Want the full findings? Our white paper, Solving Inconsistent Phone Policy Enforcement: Teacher Insights, goes deeper into each of these themes– including what teachers wish administrators knew, how inconsistent enforcement plays out across campuses, and what a better solution actually looks like.
Download the full white paper here.
Is your district's phone policy putting too much on your teachers? Learn how TRUCE Family helps schools manage phone use automatically — so teachers can get back to teaching.

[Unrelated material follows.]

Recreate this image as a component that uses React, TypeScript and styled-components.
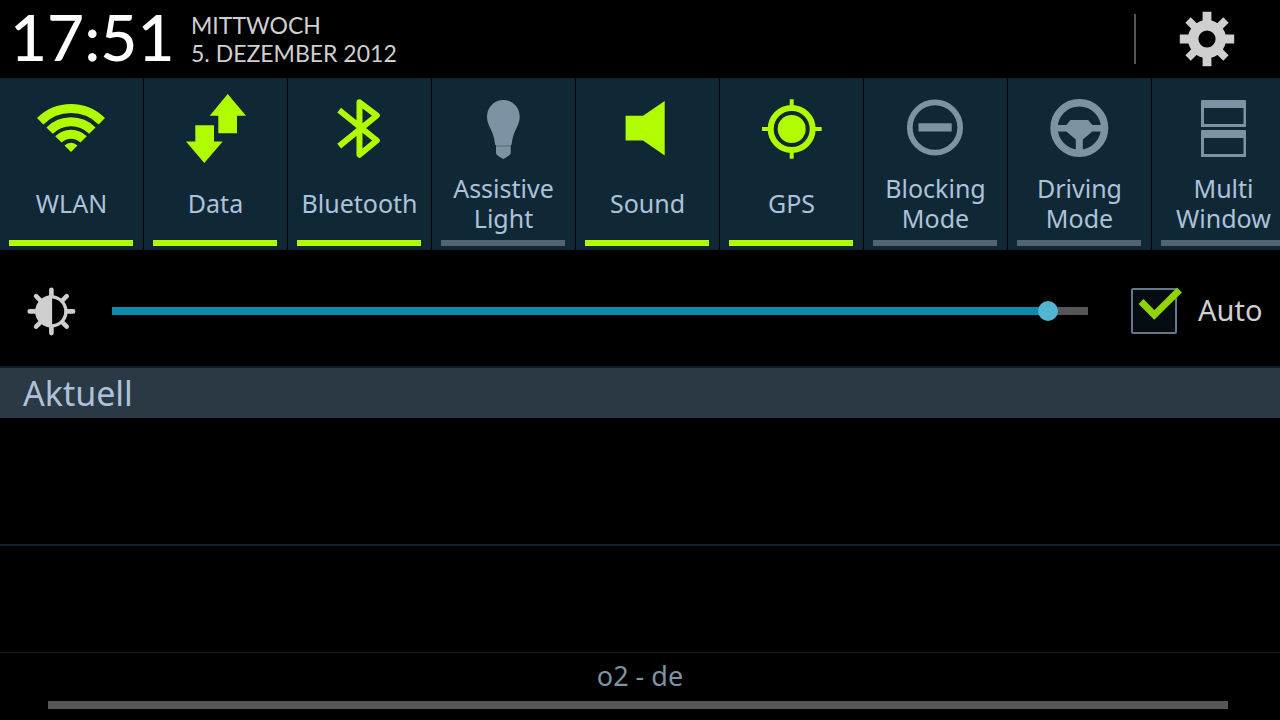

Frequently Asked Questions
Do phone bans in schools actually work?
Phone bans can reduce visible phone use in classrooms, but teacher-enforced bans without additional tools often lead to inconsistent implementation, student pushback, and significant teacher burnout. Effectiveness depends heavily on whether schools provide structural support beyond policy alone.
Why are teachers struggling with phone enforcement?
Teachers face student negotiation, logistical challenges, liability for confiscated devices, and inconsistent enforcement from peers and administrators. Without tools to support them, they're outnumbered and under-resourced.
What do teachers want instead of phone bans?
Most teachers want a middle-ground solution: something that automatically limits access to distracting apps during school hours while still allowing phones to be used for learning. Software-based solutions that use geofencing to restrict apps on campus are a great alternative.
How do phone bans affect teacher retention?
Phone enforcement contributes to teacher burnout, which is already at a crisis point. The NEA identifies student behavior management as the top driver of burnout, and phone policing is an extension of that burden. Some teachers have cited it as a factor in considering leaving the profession.
Can students use phones for educational purposes?
Yes, and many teachers want them to. Phones are used for text-to-speech accessibility features, submitting assignments when Chromebooks fail, and accessing learning platforms. A blanket ban removes these benefits. A more nuanced approach restricts distracting apps while preserving educational ones.